Dataset rows:
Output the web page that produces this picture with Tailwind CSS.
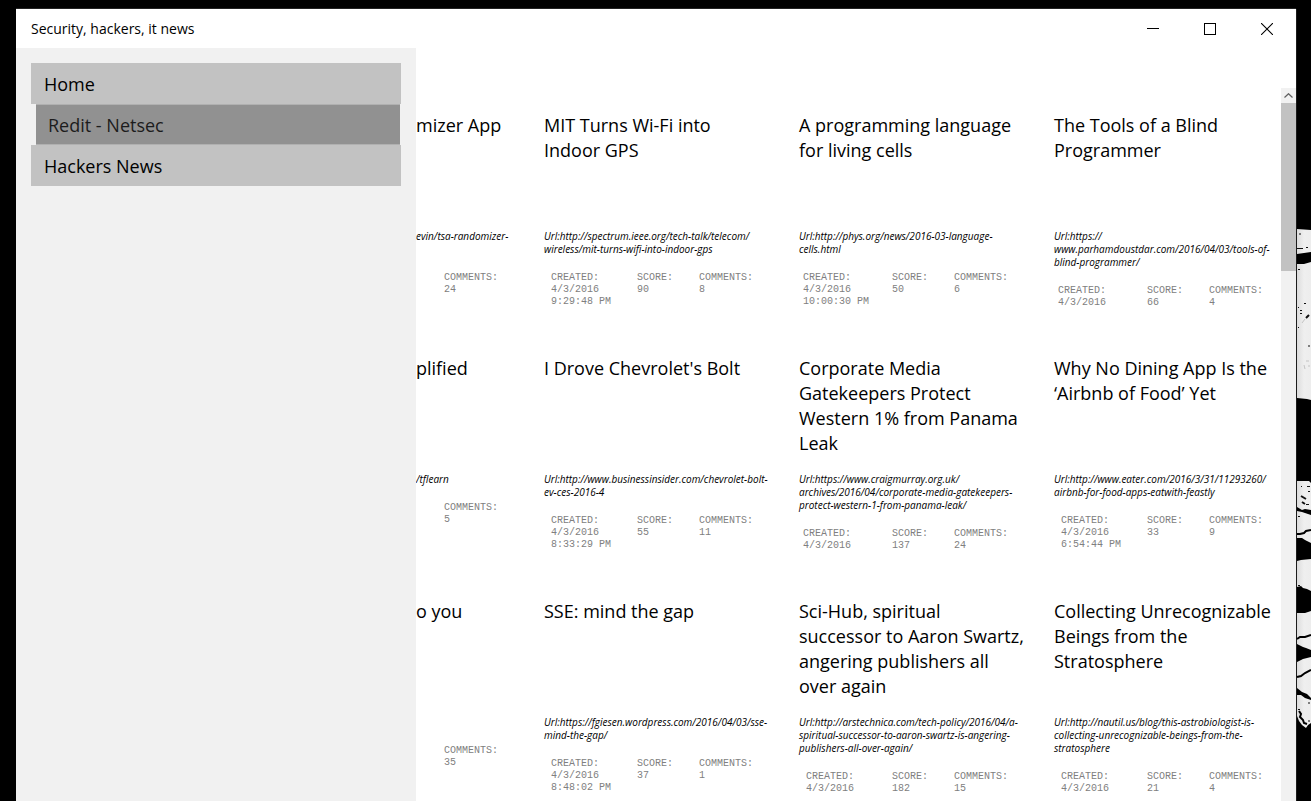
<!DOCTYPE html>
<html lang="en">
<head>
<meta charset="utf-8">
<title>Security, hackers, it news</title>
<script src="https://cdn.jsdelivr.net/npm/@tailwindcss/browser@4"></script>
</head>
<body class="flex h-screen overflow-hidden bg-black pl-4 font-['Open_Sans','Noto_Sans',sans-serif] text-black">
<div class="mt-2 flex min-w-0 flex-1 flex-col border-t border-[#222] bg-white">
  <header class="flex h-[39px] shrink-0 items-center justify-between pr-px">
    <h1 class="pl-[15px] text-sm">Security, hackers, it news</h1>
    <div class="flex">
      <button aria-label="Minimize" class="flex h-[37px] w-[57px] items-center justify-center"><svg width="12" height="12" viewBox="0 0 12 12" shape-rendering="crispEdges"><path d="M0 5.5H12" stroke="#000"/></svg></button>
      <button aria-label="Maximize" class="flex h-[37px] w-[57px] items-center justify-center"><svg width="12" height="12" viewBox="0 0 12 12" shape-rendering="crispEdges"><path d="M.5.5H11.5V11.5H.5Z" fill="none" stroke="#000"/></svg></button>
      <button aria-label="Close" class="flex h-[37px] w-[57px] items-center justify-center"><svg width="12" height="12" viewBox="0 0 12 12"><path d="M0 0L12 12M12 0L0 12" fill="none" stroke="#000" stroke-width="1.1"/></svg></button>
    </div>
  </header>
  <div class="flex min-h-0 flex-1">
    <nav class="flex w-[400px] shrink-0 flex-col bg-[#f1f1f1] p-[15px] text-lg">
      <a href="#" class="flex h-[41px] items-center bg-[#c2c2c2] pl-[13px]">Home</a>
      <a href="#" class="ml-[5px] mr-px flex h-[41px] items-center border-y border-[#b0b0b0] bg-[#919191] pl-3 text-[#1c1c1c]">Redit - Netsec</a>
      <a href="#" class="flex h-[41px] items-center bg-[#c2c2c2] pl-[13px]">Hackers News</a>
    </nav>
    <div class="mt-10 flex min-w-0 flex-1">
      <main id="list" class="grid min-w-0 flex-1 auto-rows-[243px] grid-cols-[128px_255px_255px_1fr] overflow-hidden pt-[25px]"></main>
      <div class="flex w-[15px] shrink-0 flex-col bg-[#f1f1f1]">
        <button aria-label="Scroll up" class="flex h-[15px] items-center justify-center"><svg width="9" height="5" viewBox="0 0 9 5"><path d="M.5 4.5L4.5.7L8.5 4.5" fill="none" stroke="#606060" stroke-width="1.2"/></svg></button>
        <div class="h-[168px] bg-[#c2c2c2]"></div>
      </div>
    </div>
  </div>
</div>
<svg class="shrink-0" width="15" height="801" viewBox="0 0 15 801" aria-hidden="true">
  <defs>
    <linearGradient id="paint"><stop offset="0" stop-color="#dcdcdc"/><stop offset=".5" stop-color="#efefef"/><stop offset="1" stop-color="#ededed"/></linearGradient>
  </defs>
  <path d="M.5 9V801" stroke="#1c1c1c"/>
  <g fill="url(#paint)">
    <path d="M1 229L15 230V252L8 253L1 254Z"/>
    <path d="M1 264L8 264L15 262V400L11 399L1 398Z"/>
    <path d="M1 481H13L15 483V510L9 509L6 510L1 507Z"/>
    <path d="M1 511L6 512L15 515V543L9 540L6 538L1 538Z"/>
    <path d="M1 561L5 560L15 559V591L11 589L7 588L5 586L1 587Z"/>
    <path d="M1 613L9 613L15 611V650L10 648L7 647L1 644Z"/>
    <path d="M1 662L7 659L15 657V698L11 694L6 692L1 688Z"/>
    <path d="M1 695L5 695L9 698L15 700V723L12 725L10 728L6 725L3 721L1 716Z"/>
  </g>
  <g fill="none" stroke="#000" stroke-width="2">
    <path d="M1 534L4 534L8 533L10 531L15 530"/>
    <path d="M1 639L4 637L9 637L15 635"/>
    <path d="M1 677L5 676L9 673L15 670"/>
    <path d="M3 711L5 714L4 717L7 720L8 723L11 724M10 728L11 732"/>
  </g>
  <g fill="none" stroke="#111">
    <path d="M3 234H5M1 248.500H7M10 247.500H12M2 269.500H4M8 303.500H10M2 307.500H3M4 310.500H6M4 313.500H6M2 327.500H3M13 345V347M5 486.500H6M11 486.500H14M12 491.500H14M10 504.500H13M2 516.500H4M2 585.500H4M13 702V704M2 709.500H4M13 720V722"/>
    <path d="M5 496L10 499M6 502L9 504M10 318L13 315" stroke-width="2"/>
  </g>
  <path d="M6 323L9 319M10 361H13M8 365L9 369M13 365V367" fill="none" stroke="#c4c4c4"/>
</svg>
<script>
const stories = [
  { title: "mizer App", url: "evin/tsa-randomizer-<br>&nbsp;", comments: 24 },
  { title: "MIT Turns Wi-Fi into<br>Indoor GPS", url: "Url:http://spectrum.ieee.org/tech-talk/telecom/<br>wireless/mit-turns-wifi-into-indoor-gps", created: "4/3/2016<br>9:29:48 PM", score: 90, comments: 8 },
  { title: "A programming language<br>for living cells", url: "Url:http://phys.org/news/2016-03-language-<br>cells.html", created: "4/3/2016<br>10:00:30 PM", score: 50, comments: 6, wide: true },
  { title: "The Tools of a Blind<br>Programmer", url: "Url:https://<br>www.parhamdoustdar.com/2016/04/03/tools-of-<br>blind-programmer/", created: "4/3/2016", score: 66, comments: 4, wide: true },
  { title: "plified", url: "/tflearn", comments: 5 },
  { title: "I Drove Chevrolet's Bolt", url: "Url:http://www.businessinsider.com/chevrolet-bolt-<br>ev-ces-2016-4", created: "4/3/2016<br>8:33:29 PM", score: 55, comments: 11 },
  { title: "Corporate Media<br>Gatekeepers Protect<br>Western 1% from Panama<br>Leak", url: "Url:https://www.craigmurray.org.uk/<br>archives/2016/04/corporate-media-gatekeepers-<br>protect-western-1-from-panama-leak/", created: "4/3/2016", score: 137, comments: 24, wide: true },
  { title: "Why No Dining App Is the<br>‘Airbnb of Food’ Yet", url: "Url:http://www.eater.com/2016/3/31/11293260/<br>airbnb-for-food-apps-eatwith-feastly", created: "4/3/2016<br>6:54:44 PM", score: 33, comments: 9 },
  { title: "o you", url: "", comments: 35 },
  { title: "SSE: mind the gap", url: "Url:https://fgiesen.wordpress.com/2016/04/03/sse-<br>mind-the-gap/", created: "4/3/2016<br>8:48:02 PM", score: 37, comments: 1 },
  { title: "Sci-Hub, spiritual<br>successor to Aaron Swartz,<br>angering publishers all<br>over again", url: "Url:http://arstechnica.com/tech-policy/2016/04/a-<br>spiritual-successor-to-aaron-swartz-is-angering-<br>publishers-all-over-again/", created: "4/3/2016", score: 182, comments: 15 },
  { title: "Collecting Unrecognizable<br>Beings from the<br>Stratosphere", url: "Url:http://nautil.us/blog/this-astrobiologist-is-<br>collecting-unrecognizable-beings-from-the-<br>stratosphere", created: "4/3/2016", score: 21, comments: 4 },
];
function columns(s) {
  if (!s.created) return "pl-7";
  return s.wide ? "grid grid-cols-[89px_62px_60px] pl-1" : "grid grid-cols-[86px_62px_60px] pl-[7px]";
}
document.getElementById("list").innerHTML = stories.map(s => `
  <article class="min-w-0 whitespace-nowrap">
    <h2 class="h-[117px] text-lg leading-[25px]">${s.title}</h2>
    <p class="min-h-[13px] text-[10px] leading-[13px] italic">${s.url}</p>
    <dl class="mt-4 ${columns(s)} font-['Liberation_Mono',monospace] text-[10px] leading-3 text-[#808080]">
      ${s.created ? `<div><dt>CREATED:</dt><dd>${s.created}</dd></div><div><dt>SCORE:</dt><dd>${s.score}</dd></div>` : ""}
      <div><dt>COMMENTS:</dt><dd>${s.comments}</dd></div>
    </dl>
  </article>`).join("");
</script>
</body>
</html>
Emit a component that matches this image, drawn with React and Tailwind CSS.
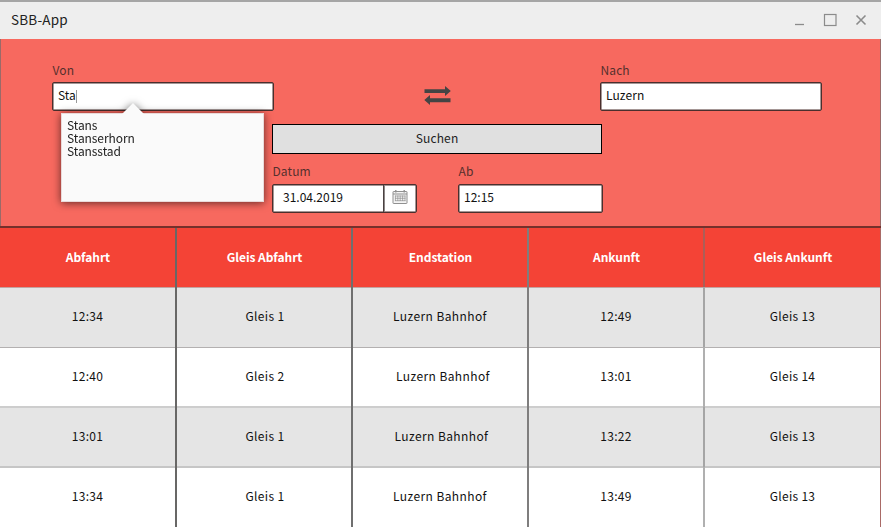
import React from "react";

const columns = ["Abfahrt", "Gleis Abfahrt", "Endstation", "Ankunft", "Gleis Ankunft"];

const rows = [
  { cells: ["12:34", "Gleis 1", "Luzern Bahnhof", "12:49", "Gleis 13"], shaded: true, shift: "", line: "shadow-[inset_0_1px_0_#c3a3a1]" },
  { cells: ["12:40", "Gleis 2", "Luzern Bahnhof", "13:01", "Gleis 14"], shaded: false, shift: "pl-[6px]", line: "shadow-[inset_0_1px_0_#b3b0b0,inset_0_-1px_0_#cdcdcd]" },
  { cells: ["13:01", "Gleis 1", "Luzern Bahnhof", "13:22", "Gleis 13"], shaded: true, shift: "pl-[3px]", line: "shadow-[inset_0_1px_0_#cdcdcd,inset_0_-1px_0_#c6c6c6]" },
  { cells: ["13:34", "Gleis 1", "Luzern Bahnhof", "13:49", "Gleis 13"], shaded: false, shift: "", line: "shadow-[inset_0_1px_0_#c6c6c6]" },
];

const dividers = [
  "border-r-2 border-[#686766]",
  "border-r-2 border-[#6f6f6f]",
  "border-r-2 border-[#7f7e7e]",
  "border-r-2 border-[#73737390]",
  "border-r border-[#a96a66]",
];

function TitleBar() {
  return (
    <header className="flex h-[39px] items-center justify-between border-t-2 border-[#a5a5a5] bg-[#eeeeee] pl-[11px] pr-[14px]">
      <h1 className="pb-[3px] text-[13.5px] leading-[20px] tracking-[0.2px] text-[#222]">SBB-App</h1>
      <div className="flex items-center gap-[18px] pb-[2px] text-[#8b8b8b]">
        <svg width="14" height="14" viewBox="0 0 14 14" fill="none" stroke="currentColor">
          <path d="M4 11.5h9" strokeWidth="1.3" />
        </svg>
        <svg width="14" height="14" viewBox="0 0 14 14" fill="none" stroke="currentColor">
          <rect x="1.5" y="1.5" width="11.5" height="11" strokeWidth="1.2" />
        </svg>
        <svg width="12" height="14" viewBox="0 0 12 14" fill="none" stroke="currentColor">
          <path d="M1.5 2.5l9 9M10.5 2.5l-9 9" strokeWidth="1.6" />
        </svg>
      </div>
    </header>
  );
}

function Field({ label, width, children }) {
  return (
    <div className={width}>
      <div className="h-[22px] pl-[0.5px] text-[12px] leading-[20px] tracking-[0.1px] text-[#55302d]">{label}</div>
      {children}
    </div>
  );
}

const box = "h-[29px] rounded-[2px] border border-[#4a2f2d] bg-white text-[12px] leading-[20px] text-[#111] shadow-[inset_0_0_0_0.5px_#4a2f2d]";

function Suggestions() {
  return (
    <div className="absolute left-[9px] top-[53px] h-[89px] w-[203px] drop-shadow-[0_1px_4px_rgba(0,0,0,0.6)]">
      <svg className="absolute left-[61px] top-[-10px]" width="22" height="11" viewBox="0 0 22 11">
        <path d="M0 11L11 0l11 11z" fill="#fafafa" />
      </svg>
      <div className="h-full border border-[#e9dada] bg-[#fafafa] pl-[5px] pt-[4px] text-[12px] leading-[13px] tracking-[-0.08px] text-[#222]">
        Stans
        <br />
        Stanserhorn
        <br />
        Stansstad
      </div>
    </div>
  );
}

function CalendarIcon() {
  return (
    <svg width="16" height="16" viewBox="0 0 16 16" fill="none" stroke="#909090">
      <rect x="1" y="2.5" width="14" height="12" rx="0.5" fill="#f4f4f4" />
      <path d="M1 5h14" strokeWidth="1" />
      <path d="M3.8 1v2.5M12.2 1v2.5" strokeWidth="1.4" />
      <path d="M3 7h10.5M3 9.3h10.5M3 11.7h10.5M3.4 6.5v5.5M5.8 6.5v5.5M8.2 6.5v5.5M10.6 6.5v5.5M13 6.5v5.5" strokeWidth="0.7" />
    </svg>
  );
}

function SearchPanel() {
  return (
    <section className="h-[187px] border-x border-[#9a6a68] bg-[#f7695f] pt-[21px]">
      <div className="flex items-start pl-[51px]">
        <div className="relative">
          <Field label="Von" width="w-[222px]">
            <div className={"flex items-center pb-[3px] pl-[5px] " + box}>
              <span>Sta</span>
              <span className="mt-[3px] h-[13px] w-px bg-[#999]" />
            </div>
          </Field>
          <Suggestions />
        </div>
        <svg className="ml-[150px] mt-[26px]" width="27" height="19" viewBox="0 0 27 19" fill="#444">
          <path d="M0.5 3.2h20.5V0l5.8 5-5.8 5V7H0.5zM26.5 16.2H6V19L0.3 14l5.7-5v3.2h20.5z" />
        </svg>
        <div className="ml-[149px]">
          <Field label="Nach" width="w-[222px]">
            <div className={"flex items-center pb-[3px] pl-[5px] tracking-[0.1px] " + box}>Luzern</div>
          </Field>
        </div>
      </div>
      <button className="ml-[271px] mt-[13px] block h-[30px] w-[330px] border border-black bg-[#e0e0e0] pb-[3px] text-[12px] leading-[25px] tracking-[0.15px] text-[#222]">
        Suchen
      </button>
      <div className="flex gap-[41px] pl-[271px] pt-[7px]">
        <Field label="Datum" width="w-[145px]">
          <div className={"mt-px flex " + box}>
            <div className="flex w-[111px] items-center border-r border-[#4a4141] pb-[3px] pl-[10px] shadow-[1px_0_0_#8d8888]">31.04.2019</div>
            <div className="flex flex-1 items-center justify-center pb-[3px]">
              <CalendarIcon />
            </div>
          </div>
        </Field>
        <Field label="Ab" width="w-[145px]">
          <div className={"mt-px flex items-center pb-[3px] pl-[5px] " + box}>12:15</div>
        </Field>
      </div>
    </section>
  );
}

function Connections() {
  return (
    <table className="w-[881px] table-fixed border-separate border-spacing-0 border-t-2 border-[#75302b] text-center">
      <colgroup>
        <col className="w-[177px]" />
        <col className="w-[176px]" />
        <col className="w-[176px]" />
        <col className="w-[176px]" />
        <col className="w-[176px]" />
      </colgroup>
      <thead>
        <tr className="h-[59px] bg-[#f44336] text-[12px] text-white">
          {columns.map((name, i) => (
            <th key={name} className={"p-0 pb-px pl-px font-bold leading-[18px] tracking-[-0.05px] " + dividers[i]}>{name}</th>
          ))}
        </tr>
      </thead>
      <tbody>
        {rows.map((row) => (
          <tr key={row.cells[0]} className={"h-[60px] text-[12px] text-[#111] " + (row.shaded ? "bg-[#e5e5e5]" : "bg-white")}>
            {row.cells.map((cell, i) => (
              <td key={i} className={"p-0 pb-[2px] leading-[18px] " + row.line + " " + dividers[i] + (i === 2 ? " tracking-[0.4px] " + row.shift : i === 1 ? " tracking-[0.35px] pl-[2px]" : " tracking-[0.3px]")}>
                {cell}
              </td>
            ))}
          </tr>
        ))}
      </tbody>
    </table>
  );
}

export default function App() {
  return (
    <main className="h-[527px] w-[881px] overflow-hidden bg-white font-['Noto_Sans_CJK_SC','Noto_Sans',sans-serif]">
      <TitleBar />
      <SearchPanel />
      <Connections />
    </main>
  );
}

Exercise goal:
Gather each line in the entries above where the string "that" is found.

Task output:
Output the web page that produces this picture with Tailwind CSS.
Emit a component that matches this image, drawn with React and Tailwind CSS.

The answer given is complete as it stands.